— Begin —
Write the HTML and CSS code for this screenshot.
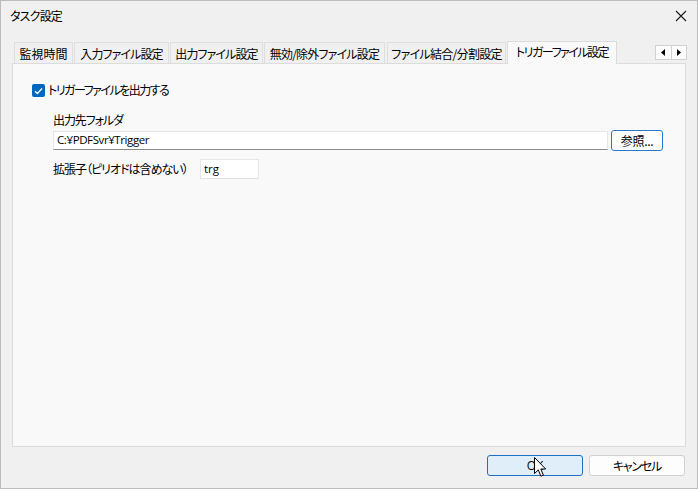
FILE: index.html
```html
<!DOCTYPE html>
<html lang="ja">
<head>
<meta charset="utf-8">
<link rel="stylesheet" href="styles.css">
</head>
<body>
<div class="dialog">
  <div class="titlebar">
    <span class="title">タスク設定</span>
    <svg class="close" width="12" height="12" viewBox="0 0 12 12"><path d="M1 1 L11 11 M11 1 L1 11" stroke="#1a1a1a" stroke-width="1.1" fill="none"/></svg>
  </div>
  <div class="content">
    <div class="tabstrip">
      <div class="tab w1">監視時間</div>
      <div class="tab w2">入力ファイル設定</div>
      <div class="tab w3">出力ファイル設定</div>
      <div class="tab w4">無効/除外ファイル設定</div>
      <div class="tab w5">ファイル結合/分割設定</div>
      <div class="tab active w6">トリガーファイル設定</div>
      <div class="spin">
        <div class="spinbtn"><svg width="4" height="7" viewBox="0 0 4 7"><path d="M4 0 L0 3.5 L4 7 Z" fill="#000"/></svg></div>
        <div class="spinbtn"><svg width="4" height="7" viewBox="0 0 4 7"><path d="M0 0 L4 3.5 L0 7 Z" fill="#000"/></svg></div>
      </div>
    </div>
    <div class="panel">
      <label class="check-row">
        <span class="checkbox"><svg width="9" height="8" viewBox="0 0 9 8"><path d="M1 4.2 L3.4 6.5 L8 1.5" stroke="#fff" stroke-width="1.3" fill="none"/></svg></span>
        <span class="jp check-label">トリガーファイルを出力する</span>
      </label>
      <div class="group">
        <div class="label jp">出力先フォルダ</div>
        <div class="folder-row">
          <div class="input folder">C:¥PDFSvr¥Trigger</div>
          <div class="btn browse jp">参照...</div>
        </div>
        <div class="ext-row">
          <span class="jp ext-label">拡張子（ピリオドは含めない）</span>
          <div class="input ext">trg</div>
        </div>
      </div>
    </div>
  </div>
  <div class="footer">
    <div class="btn ok">OK</div>
    <div class="btn cancel jp">キャンセル</div>
  </div>
  <svg class="cursor" width="13" height="21" viewBox="0 0 13 21"><path d="M0.5 0.5 L0.5 16.5 L4.3 12.9 L6.9 19.2 L9.4 18.2 L6.8 12 L11.7 12 Z" fill="#fff" stroke="#000" stroke-width="1" stroke-linejoin="round"/></svg>
</div>
</body>
</html>
```

FILE: styles.css
```css
* { box-sizing: border-box; }
html, body { margin: 0; padding: 0; }
body {
  width: 698px;
  height: 489px;
  font-family: "Noto Sans CJK JP", "Noto Sans", sans-serif;
  font-size: 12px;
  color: #000;
  background: #f0f0f0;
  overflow: hidden;
}
.jp, .tab, .title { font-feature-settings: "palt"; white-space: nowrap; }
.dialog {
  position: relative;
  width: 698px;
  height: 489px;
  border: 1px solid #bcbcbc;
  background: #f0f0f0;
  display: flex;
  flex-direction: column;
}
.titlebar {
  height: 30px;
  display: flex;
  align-items: center;
  justify-content: space-between;
  padding: 0 9px 0 9px;
  background: #f0f0f0;
}
.title { font-size: 12px; line-height: 14px; letter-spacing: -0.8px; }
.close { margin-right: 1px; }
.content {
  padding: 10px 0 0 11px;
  width: 686px;
}
.tabstrip {
  display: flex;
  align-items: flex-end;
  height: 22px;
  padding-left: 2px;
  position: relative;
  z-index: 1;
}
.tab {
  height: 21px;
  margin-right: 1px;
  border: 1px solid #dedede;
  border-bottom: none;
  background: #f0f0f0;
  display: flex;
  align-items: center;
  justify-content: center;
  font-size: 12px;
  line-height: 14px;
  letter-spacing: -0.9px;
  padding-top: 1px;
}
.tab.w1 { width: 59px; letter-spacing: 0; }
.tab.w2 { width: 95px; }
.tab.w3 { width: 93px; }
.tab.w4 { width: 121px; letter-spacing: -0.8px; }
.tab.w5 { width: 119px; margin-left: 1px; letter-spacing: -0.7px; }
.tab.w6 { width: 110px; letter-spacing: -1.5px; }
.tab.active {
  height: 23px;
  background: #f9f9f9;
  border-color: #dcdcdc;
  margin-bottom: -1px;
  padding-top: 0;
  padding-bottom: 2px;
}
.spin {
  margin-left: auto;
  align-self: flex-start;
  margin-top: 4px;
  display: flex;
  width: 32px;
  height: 15px;
  border: 1px solid #d0d0d0;
  background: #fdfdfd;
}
.spinbtn {
  flex: 1;
  display: flex;
  align-items: center;
  justify-content: center;
}
.spinbtn + .spinbtn { border-left: 1px solid #d0d0d0; }
.panel {
  width: 674px;
  height: 384px;
  border: 1px solid #dcdcdc;
  background: #f9f9f9;
  padding: 20px 0 0 19px;
}
.check-row {
  display: flex;
  align-items: center;
  height: 13px;
  gap: 3px;
}
.checkbox {
  width: 13px;
  height: 13px;
  border-radius: 2px;
  background: #0067c0;
  display: flex;
  align-items: center;
  justify-content: center;
}
.check-label { line-height: 14px; margin-top: -1px; letter-spacing: -1.5px; }
.group { padding: 16px 0 0 21px; }
.label { line-height: 14px; margin-bottom: 3px; letter-spacing: -1.1px; }
.folder-row {
  display: flex;
  align-items: center;
  gap: 3px;
}
.input {
  background: #fff;
  border: 1px solid #e6e6e6;
  border-bottom-color: #8a8a8a;
  height: 19px;
  line-height: 16px;
  padding-left: 3px;
  font-size: 12px;
}
.folder { width: 555px; font-family: "Open Sans", "Noto Sans", sans-serif; font-size: 11.5px; letter-spacing: -0.4px; }
.btn {
  display: flex;
  align-items: center;
  justify-content: center;
  border-radius: 3px;
  font-size: 12px;
}
.browse {
  width: 52px;
  height: 21px;
  border: 1px solid #2a79c9;
  background: #fdfdfd;
  letter-spacing: -0.3px;
}
.ext-row {
  display: flex;
  align-items: center;
  margin-top: 8px;
}
.ext-label { width: 147px; line-height: 14px; letter-spacing: -1px; }
.ext { width: 59px; height: 20px; border-bottom-color: #e0e0e0; font-family: "Open Sans", sans-serif; font-size: 11.5px; line-height: 17px; }
.footer {
  display: flex;
  justify-content: flex-end;
  gap: 6px;
  padding: 8px 12px 0 0;
}
.ok {
  width: 96px;
  height: 21px;
  border: 1px solid #1d6fc2;
  background: #e0eef9;
  font-family: "Open Sans", sans-serif;
}
.cancel {
  width: 96px;
  height: 21px;
  border: 1px solid #d0d0d0;
  background: #fdfdfd;
  letter-spacing: -1.2px;
}
.cursor {
  position: absolute;
  left: 533px;
  top: 456px;
}
```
— End —
Stated exercise
Reproduce each line word for word and drop the pictures.

Correct answer
Write the HTML and CSS code for this screenshot.
FILE: index.html
```html
<!DOCTYPE html>
<html lang="ja">
<head>
<meta charset="utf-8">
<link rel="stylesheet" href="styles.css">
</head>
<body>
<div class="dialog">
  <div class="titlebar">
    <span class="title">タスク設定</span>
    <svg class="close" width="12" height="12" viewBox="0 0 12 12"><path d="M1 1 L11 11 M11 1 L1 11" stroke="#1a1a1a" stroke-width="1.1" fill="none"/></svg>
  </div>
  <div class="content">
    <div class="tabstrip">
      <div class="tab w1">監視時間</div>
      <div class="tab w2">入力ファイル設定</div>
      <div class="tab w3">出力ファイル設定</div>
      <div class="tab w4">無効/除外ファイル設定</div>
      <div class="tab w5">ファイル結合/分割設定</div>
      <div class="tab active w6">トリガーファイル設定</div>
      <div class="spin">
        <div class="spinbtn"><svg width="4" height="7" viewBox="0 0 4 7"><path d="M4 0 L0 3.5 L4 7 Z" fill="#000"/></svg></div>
        <div class="spinbtn"><svg width="4" height="7" viewBox="0 0 4 7"><path d="M0 0 L4 3.5 L0 7 Z" fill="#000"/></svg></div>
      </div>
    </div>
    <div class="panel">
      <label class="check-row">
        <span class="checkbox"><svg width="9" height="8" viewBox="0 0 9 8"><path d="M1 4.2 L3.4 6.5 L8 1.5" stroke="#fff" stroke-width="1.3" fill="none"/></svg></span>
        <span class="jp check-label">トリガーファイルを出力する</span>
      </label>
      <div class="group">
        <div class="label jp">出力先フォルダ</div>
        <div class="folder-row">
          <div class="input folder">C:¥PDFSvr¥Trigger</div>
          <div class="btn browse jp">参照...</div>
        </div>
        <div class="ext-row">
          <span class="jp ext-label">拡張子（ピリオドは含めない）</span>
          <div class="input ext">trg</div>
        </div>
      </div>
    </div>
  </div>
  <div class="footer">
    <div class="btn ok">OK</div>
    <div class="btn cancel jp">キャンセル</div>
  </div>
  <svg class="cursor" width="13" height="21" viewBox="0 0 13 21"><path d="M0.5 0.5 L0.5 16.5 L4.3 12.9 L6.9 19.2 L9.4 18.2 L6.8 12 L11.7 12 Z" fill="#fff" stroke="#000" stroke-width="1" stroke-linejoin="round"/></svg>
</div>
</body>
</html>
```

FILE: styles.css
```css
* { box-sizing: border-box; }
html, body { margin: 0; padding: 0; }
body {
  width: 698px;
  height: 489px;
  font-family: "Noto Sans CJK JP", "Noto Sans", sans-serif;
  font-size: 12px;
  color: #000;
  background: #f0f0f0;
  overflow: hidden;
}
.jp, .tab, .title { font-feature-settings: "palt"; white-space: nowrap; }
.dialog {
  position: relative;
  width: 698px;
  height: 489px;
  border: 1px solid #bcbcbc;
  background: #f0f0f0;
  display: flex;
  flex-direction: column;
}
.titlebar {
  height: 30px;
  display: flex;
  align-items: center;
  justify-content: space-between;
  padding: 0 9px 0 9px;
  background: #f0f0f0;
}
.title { font-size: 12px; line-height: 14px; letter-spacing: -0.8px; }
.close { margin-right: 1px; }
.content {
  padding: 10px 0 0 11px;
  width: 686px;
}
.tabstrip {
  display: flex;
  align-items: flex-end;
  height: 22px;
  padding-left: 2px;
  position: relative;
  z-index: 1;
}
.tab {
  height: 21px;
  margin-right: 1px;
  border: 1px solid #dedede;
  border-bottom: none;
  background: #f0f0f0;
  display: flex;
  align-items: center;
  justify-content: center;
  font-size: 12px;
  line-height: 14px;
  letter-spacing: -0.9px;
  padding-top: 1px;
}
.tab.w1 { width: 59px; letter-spacing: 0; }
.tab.w2 { width: 95px; }
.tab.w3 { width: 93px; }
.tab.w4 { width: 121px; letter-spacing: -0.8px; }
.tab.w5 { width: 119px; margin-left: 1px; letter-spacing: -0.7px; }
.tab.w6 { width: 110px; letter-spacing: -1.5px; }
.tab.active {
  height: 23px;
  background: #f9f9f9;
  border-color: #dcdcdc;
  margin-bottom: -1px;
  padding-top: 0;
  padding-bottom: 2px;
}
.spin {
  margin-left: auto;
  align-self: flex-start;
  margin-top: 4px;
  display: flex;
  width: 32px;
  height: 15px;
  border: 1px solid #d0d0d0;
  background: #fdfdfd;
}
.spinbtn {
  flex: 1;
  display: flex;
  align-items: center;
  justify-content: center;
}
.spinbtn + .spinbtn { border-left: 1px solid #d0d0d0; }
.panel {
  width: 674px;
  height: 384px;
  border: 1px solid #dcdcdc;
  background: #f9f9f9;
  padding: 20px 0 0 19px;
}
.check-row {
  display: flex;
  align-items: center;
  height: 13px;
  gap: 3px;
}
.checkbox {
  width: 13px;
  height: 13px;
  border-radius: 2px;
  background: #0067c0;
  display: flex;
  align-items: center;
  justify-content: center;
}
.check-label { line-height: 14px; margin-top: -1px; letter-spacing: -1.5px; }
.group { padding: 16px 0 0 21px; }
.label { line-height: 14px; margin-bottom: 3px; letter-spacing: -1.1px; }
.folder-row {
  display: flex;
  align-items: center;
  gap: 3px;
}
.input {
  background: #fff;
  border: 1px solid #e6e6e6;
  border-bottom-color: #8a8a8a;
  height: 19px;
  line-height: 16px;
  padding-left: 3px;
  font-size: 12px;
}
.folder { width: 555px; font-family: "Open Sans", "Noto Sans", sans-serif; font-size: 11.5px; letter-spacing: -0.4px; }
.btn {
  display: flex;
  align-items: center;
  justify-content: center;
  border-radius: 3px;
  font-size: 12px;
}
.browse {
  width: 52px;
  height: 21px;
  border: 1px solid #2a79c9;
  background: #fdfdfd;
  letter-spacing: -0.3px;
}
.ext-row {
  display: flex;
  align-items: center;
  margin-top: 8px;
}
.ext-label { width: 147px; line-height: 14px; letter-spacing: -1px; }
.ext { width: 59px; height: 20px; border-bottom-color: #e0e0e0; font-family: "Open Sans", sans-serif; font-size: 11.5px; line-height: 17px; }
.footer {
  display: flex;
  justify-content: flex-end;
  gap: 6px;
  padding: 8px 12px 0 0;
}
.ok {
  width: 96px;
  height: 21px;
  border: 1px solid #1d6fc2;
  background: #e0eef9;
  font-family: "Open Sans", sans-serif;
}
.cancel {
  width: 96px;
  height: 21px;
  border: 1px solid #d0d0d0;
  background: #fdfdfd;
  letter-spacing: -1.2px;
}
.cursor {
  position: absolute;
  left: 533px;
  top: 456px;
}
```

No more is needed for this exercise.